- **What you need to do**:
Copy the lines holding the word "React", all of them.

- **Information supplied**:
* * * *

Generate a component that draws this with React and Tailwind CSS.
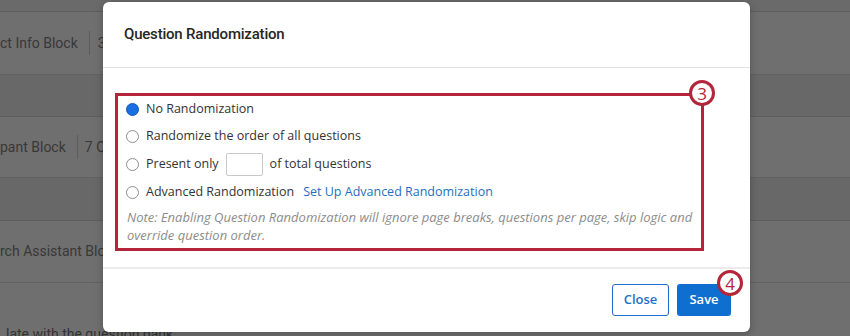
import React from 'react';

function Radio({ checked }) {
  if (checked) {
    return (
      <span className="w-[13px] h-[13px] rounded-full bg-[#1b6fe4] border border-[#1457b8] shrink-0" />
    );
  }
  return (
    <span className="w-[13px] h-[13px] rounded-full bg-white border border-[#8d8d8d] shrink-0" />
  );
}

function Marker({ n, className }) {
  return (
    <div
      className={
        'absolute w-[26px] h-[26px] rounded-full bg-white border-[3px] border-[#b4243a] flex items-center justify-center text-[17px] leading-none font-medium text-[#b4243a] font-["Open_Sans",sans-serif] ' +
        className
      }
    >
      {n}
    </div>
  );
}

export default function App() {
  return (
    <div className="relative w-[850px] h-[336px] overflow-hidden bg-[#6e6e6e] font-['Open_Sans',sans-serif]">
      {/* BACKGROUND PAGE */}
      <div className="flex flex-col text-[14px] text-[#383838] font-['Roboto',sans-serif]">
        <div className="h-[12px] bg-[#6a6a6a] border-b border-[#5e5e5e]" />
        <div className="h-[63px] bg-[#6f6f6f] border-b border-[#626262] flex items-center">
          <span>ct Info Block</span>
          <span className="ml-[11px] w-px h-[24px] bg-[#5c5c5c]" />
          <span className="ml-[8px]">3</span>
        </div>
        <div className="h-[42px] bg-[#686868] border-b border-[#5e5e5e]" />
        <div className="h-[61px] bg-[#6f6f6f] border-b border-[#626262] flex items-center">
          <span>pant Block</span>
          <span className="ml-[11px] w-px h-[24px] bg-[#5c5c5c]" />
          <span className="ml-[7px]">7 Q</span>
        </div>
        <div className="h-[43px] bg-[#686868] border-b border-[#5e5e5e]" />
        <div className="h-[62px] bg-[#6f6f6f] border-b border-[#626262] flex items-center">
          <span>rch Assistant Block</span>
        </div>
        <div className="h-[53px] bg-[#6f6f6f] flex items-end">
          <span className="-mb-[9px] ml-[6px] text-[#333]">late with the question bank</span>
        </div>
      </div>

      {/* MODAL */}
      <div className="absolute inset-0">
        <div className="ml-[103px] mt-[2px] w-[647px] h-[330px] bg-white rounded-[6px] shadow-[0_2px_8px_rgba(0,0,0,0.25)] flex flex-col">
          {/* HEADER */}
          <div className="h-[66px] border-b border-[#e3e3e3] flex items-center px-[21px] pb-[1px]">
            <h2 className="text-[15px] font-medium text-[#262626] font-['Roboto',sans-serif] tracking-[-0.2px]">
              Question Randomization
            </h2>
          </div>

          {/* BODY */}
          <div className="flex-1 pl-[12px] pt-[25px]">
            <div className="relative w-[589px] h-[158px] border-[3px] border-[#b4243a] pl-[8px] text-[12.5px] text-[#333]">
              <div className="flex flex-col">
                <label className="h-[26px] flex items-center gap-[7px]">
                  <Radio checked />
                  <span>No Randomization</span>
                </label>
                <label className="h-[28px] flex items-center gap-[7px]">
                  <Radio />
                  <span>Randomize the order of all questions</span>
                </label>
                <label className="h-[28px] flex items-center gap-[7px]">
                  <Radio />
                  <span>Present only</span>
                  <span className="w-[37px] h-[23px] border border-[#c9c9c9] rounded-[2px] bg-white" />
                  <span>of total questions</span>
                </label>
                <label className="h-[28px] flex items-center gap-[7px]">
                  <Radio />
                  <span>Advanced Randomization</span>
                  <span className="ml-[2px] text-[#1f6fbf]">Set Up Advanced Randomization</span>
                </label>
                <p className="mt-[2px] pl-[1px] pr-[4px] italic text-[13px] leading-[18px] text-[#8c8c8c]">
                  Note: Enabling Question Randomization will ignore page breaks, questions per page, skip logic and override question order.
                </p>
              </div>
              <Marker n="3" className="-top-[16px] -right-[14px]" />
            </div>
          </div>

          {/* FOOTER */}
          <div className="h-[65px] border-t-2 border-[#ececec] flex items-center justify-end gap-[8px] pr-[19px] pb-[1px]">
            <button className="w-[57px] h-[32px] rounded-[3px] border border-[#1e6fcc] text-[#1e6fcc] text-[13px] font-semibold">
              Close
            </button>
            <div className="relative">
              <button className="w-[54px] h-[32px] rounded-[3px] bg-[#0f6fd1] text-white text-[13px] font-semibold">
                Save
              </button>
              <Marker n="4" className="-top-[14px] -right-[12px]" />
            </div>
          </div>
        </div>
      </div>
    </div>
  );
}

* * * *

- **Solution to the problem**:
Generate a component that draws this with React and Tailwind CSS.
import React from 'react';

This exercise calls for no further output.